Pastor Pam: So, in other words, we are freed by Christ to become like Christ!  And, just as Christ loves us and provides for our every need, so we can love and serve the neighbor.   

Martin Luther:  That’s right.  In fact, one of my 95 theses stated that: “Christians are to be taught that he who gives to the poor or lends to the needy does a better work than buying pardons. “

Pastor Pam:  But here we are – back to works again. How does this focus on “works” for the sake of the neighbor relate to God’s gift of faith and grace?  I thought God’s grace was free?

Martin Luther: “Faith is God’s work in us. It changes us and makes us to be born anew of God. This faith is a living, busy, active, mighty thing. It is impossible for it not to be doing good works incessantly. Faith is a living, daring confidence in God’s grace, so sure and certain that believers would stake their lives on it a thousand times.”

Pastor Pam: That’s a great word.  Thanks for visiting us Dr. Luther. Any parting thoughts?

Martin Luther: Get that elevator working! Don’t let that be a hindrance to sharing the Word.  Don’t you know: “Anyone who is to find Christ must first find the church. How could anyone know where Christ is and what faith is in him unless he knew where his believers are?" 
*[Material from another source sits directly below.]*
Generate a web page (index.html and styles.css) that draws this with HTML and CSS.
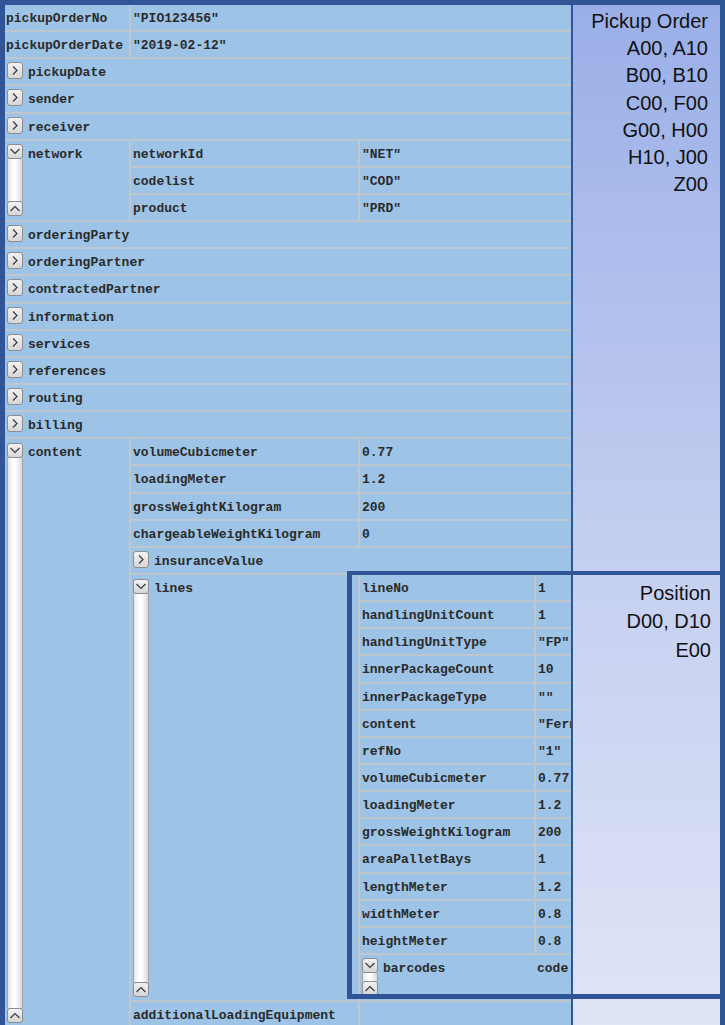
FILE: index.html
```html
<!DOCTYPE html>
<html>
<head>
<meta charset="utf-8">
<title>Pickup Order</title>
<link rel="stylesheet" href="styles.css">
</head>
<body>
<div class="frame">
  <div class="tree">
    <div class="row"><div class="k k0">pickupOrderNo</div><div class="v">"PIO123456"</div></div>
    <div class="row"><div class="k k0">pickupOrderDate</div><div class="v">"2019-02-12"</div></div>
    <div class="row"><div class="tog"><span class="btn"><svg viewBox="0 0 14 15"><path d="M5 3.5 L9 7.5 L5 11.5"/></svg></span></div><div class="lbl">pickupDate</div></div>
    <div class="row"><div class="tog"><span class="btn"><svg viewBox="0 0 14 15"><path d="M5 3.5 L9 7.5 L5 11.5"/></svg></span></div><div class="lbl">sender</div></div>
    <div class="row"><div class="tog"><span class="btn"><svg viewBox="0 0 14 15"><path d="M5 3.5 L9 7.5 L5 11.5"/></svg></span></div><div class="lbl">receiver</div></div>
    <div class="row">
      <div class="tog"><div class="sb"><span class="sbb"><svg viewBox="0 0 14 13"><path d="M2.5 4 L7 8.5 L11.5 4"/></svg></span><span class="trk"></span><span class="sbb"><svg viewBox="0 0 14 13"><path d="M2.5 9 L7 4.5 L11.5 9"/></svg></span></div></div>
      <div class="lbl l0">network</div>
      <div class="nest">
        <div class="row"><div class="k k1">networkId</div><div class="v">"NET"</div></div>
        <div class="row"><div class="k k1">codelist</div><div class="v">"COD"</div></div>
        <div class="row last"><div class="k k1">product</div><div class="v">"PRD"</div></div>
      </div>
    </div>
    <div class="row"><div class="tog"><span class="btn"><svg viewBox="0 0 14 15"><path d="M5 3.5 L9 7.5 L5 11.5"/></svg></span></div><div class="lbl">orderingParty</div></div>
    <div class="row"><div class="tog"><span class="btn"><svg viewBox="0 0 14 15"><path d="M5 3.5 L9 7.5 L5 11.5"/></svg></span></div><div class="lbl">orderingPartner</div></div>
    <div class="row"><div class="tog"><span class="btn"><svg viewBox="0 0 14 15"><path d="M5 3.5 L9 7.5 L5 11.5"/></svg></span></div><div class="lbl">contractedPartner</div></div>
    <div class="row"><div class="tog"><span class="btn"><svg viewBox="0 0 14 15"><path d="M5 3.5 L9 7.5 L5 11.5"/></svg></span></div><div class="lbl">information</div></div>
    <div class="row"><div class="tog"><span class="btn"><svg viewBox="0 0 14 15"><path d="M5 3.5 L9 7.5 L5 11.5"/></svg></span></div><div class="lbl">services</div></div>
    <div class="row"><div class="tog"><span class="btn"><svg viewBox="0 0 14 15"><path d="M5 3.5 L9 7.5 L5 11.5"/></svg></span></div><div class="lbl">references</div></div>
    <div class="row"><div class="tog"><span class="btn"><svg viewBox="0 0 14 15"><path d="M5 3.5 L9 7.5 L5 11.5"/></svg></span></div><div class="lbl">routing</div></div>
    <div class="row"><div class="tog"><span class="btn"><svg viewBox="0 0 14 15"><path d="M5 3.5 L9 7.5 L5 11.5"/></svg></span></div><div class="lbl">billing</div></div>
    <div class="row">
      <div class="tog tog-c"><div class="sb"><span class="sbb"><svg viewBox="0 0 14 13"><path d="M2.5 4 L7 8.5 L11.5 4"/></svg></span><span class="trk"></span><span class="sbb"><svg viewBox="0 0 14 13"><path d="M2.5 9 L7 4.5 L11.5 9"/></svg></span></div></div>
      <div class="lbl l0">content</div>
      <div class="nest">
        <div class="row"><div class="k k1">volumeCubicmeter</div><div class="v">0.77</div></div>
        <div class="row"><div class="k k1">loadingMeter</div><div class="v">1.2</div></div>
        <div class="row"><div class="k k1">grossWeightKilogram</div><div class="v">200</div></div>
        <div class="row"><div class="k k1">chargeableWeightKilogram</div><div class="v">0</div></div>
        <div class="row"><div class="tog"><span class="btn"><svg viewBox="0 0 14 15"><path d="M5 3.5 L9 7.5 L5 11.5"/></svg></span></div><div class="lbl">insuranceValue</div></div>
        <div class="row">
          <div class="tog tog-l"><div class="sb"><span class="sbb"><svg viewBox="0 0 14 13"><path d="M2.5 4 L7 8.5 L11.5 4"/></svg></span><span class="trk"></span><span class="sbb"><svg viewBox="0 0 14 13"><path d="M2.5 9 L7 4.5 L11.5 9"/></svg></span></div></div>
          <div class="lbl l1">lines</div>
          <div class="nest">
            <div class="row"><div class="k k2">lineNo</div><div class="v">1</div></div>
            <div class="row"><div class="k k2">handlingUnitCount</div><div class="v">1</div></div>
            <div class="row"><div class="k k2">handlingUnitType</div><div class="v">"FP"</div></div>
            <div class="row"><div class="k k2">innerPackageCount</div><div class="v">10</div></div>
            <div class="row"><div class="k k2">innerPackageType</div><div class="v">""</div></div>
            <div class="row"><div class="k k2">content</div><div class="v">"Fernseher"</div></div>
            <div class="row"><div class="k k2">refNo</div><div class="v">"1"</div></div>
            <div class="row"><div class="k k2">volumeCubicmeter</div><div class="v">0.77</div></div>
            <div class="row"><div class="k k2">loadingMeter</div><div class="v">1.2</div></div>
            <div class="row"><div class="k k2">grossWeightKilogram</div><div class="v">200</div></div>
            <div class="row"><div class="k k2">areaPalletBays</div><div class="v">1</div></div>
            <div class="row"><div class="k k2">lengthMeter</div><div class="v">1.2</div></div>
            <div class="row"><div class="k k2">widthMeter</div><div class="v">0.8</div></div>
            <div class="row"><div class="k k2">heightMeter</div><div class="v">0.8</div></div>
            <div class="row last tall">
              <div class="tog"><div class="sb"><span class="sbb"><svg viewBox="0 0 14 13"><path d="M2.5 4 L7 8.5 L11.5 4"/></svg></span><span class="trk"></span><span class="sbb"><svg viewBox="0 0 14 13"><path d="M2.5 9 L7 4.5 L11.5 9"/></svg></span></div></div>
              <div class="lbl l2">barcodes</div>
              <div class="v vb">code</div>
            </div>
          </div>
        </div>
        <div class="row last"><div class="k k1">additionalLoadingEquipment</div><div class="v"></div></div>
      </div>
    </div>
  </div>
  <div class="panel">
    <div class="note">Pickup Order<br>A00, A10<br>B00, B10<br>C00, F00<br>G00, H00<br>H10, J00<br>Z00</div>
  </div>
</div>
<div class="posbox">
  <div class="note note-pos">Position<br>D00, D10<br>E00</div>
</div>
</body>
</html>
```

FILE: styles.css
```css
html, body {
  margin: 0;
  padding: 0;
}
body {
  position: relative;
  width: 725px;
  height: 1025px;
  overflow: hidden;
  background: #2f5597;
}
.frame {
  display: flex;
  box-sizing: border-box;
  width: 725px;
  height: 1025px;
  border-top: 5px solid #2f5597;
  border-left: 5px solid #2f5597;
  border-right: 5px solid #2f5597;
  overflow: hidden;
}
.tree {
  width: 566px;
  flex: none;
  background: #9dc3e6;
  overflow: hidden;
  font-family: "Liberation Mono", "Courier New", monospace;
  font-weight: bold;
  font-size: 13px;
  color: #2a2a2a;
}
.row {
  display: flex;
  min-height: 25.14px;
  border-bottom: 2px solid #bfc6ce;
}
.row.last {
  border-bottom: 0;
}
.row.tall {
  height: 45px;
}
.k, .v, .lbl {
  padding-top: 2px;
  line-height: 23.14px;
  white-space: nowrap;
  overflow: hidden;
  box-sizing: border-box;
}
.k {
  flex: none;
  border-right: 2px solid #bfc6ce;
  padding-left: 2px;
}
.k0 {
  width: 126px;
  padding-left: 1px;
}
.k1 {
  width: 229px;
}
.k2 {
  width: 176px;
}
.v {
  flex: 1;
  min-width: 0;
  padding-left: 2px;
}
.vb {
  padding-left: 1px;
}
.lbl {
  flex: 1;
  min-width: 0;
}
.lbl.l0 {
  flex: none;
  width: 101px;
}
.lbl.l1 {
  flex: none;
  width: 204px;
}
.lbl.l2 {
  flex: none;
  width: 153px;
}
.tog {
  flex: none;
  width: 23px;
  box-sizing: border-box;
  padding: 3px 0 4px 2px;
  display: flex;
  flex-direction: column;
}
.tog-c {
  padding-top: 4px;
}
.tog-l {
  padding-top: 4px;
  padding-bottom: 3px;
}
.btn, .sbb {
  display: block;
  box-sizing: border-box;
  width: 16px;
  height: 17px;
  border: 1px solid #8e8e8e;
  border-radius: 3px;
  background: linear-gradient(#f2f2f2, #d6d6d6);
  flex: none;
}
.sbb {
  height: 15px;
}
.btn svg, .sbb svg {
  display: block;
  width: 14px;
  height: 100%;
}
.btn path, .sbb path {
  fill: none;
  stroke: #3a3a3a;
  stroke-width: 1.2;
}
.sb {
  flex: 1;
  display: flex;
  flex-direction: column;
  width: 16px;
}
.trk {
  flex: 1;
  box-sizing: border-box;
  width: 16px;
  border-left: 1px solid #a4a4a4;
  border-right: 1px solid #a4a4a4;
  background: linear-gradient(to right, #e4e4e4, #ffffff 35%, #ffffff 55%, #d8d8d8);
}
.nest {
  flex: 1;
  min-width: 0;
  display: flex;
  flex-direction: column;
  border-left: 2px solid #bfc6ce;
}
.panel {
  flex: none;
  box-sizing: border-box;
  width: 149px;
  border-left: 2px solid #2f5597;
  background: linear-gradient(to bottom, #9aafe8, #c6d0f0 56%, #dfe4f6);
  padding: 3px 12px 0 0;
}
.note {
  font-family: "Liberation Sans", Arial, sans-serif;
  font-size: 20px;
  line-height: 27.2px;
  color: #111111;
  text-align: right;
}
.posbox {
  position: absolute;
  left: 347px;
  top: 571px;
  width: 378px;
  height: 428px;
  box-sizing: border-box;
  border: 5px solid #2f5597;
  border-top-width: 4px;
  padding: 4px 9px 0 0;
}
.note-pos {
  line-height: 28.4px;
}
```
Pastor Pam:  We’ve got it ordered. And as I mentioned, we are kicking off the pledge drive to pay for it and the upcoming year of ministry.

Martin Luther:  Do not let lack of money get in the way of ministry.  As I wrote in my lesson on 1st Timothy: “Where there is Christian faith, gold is not one’s god. Gold is the god of the world. Scripture and experience both tell us this….God supplies it so abundantly that we cannot use it up. We see Him place these things in our hands, and we are surrounded by an abundance of all good things. ( “Lecture on 1 Timothy,” 1528)

Pastor Pam:  Thanks for the reminder Dr. Luther. God entrusts us with an abundance of good things and the Holy Spirit to guide us.

Martin Luther: This is most certainly true!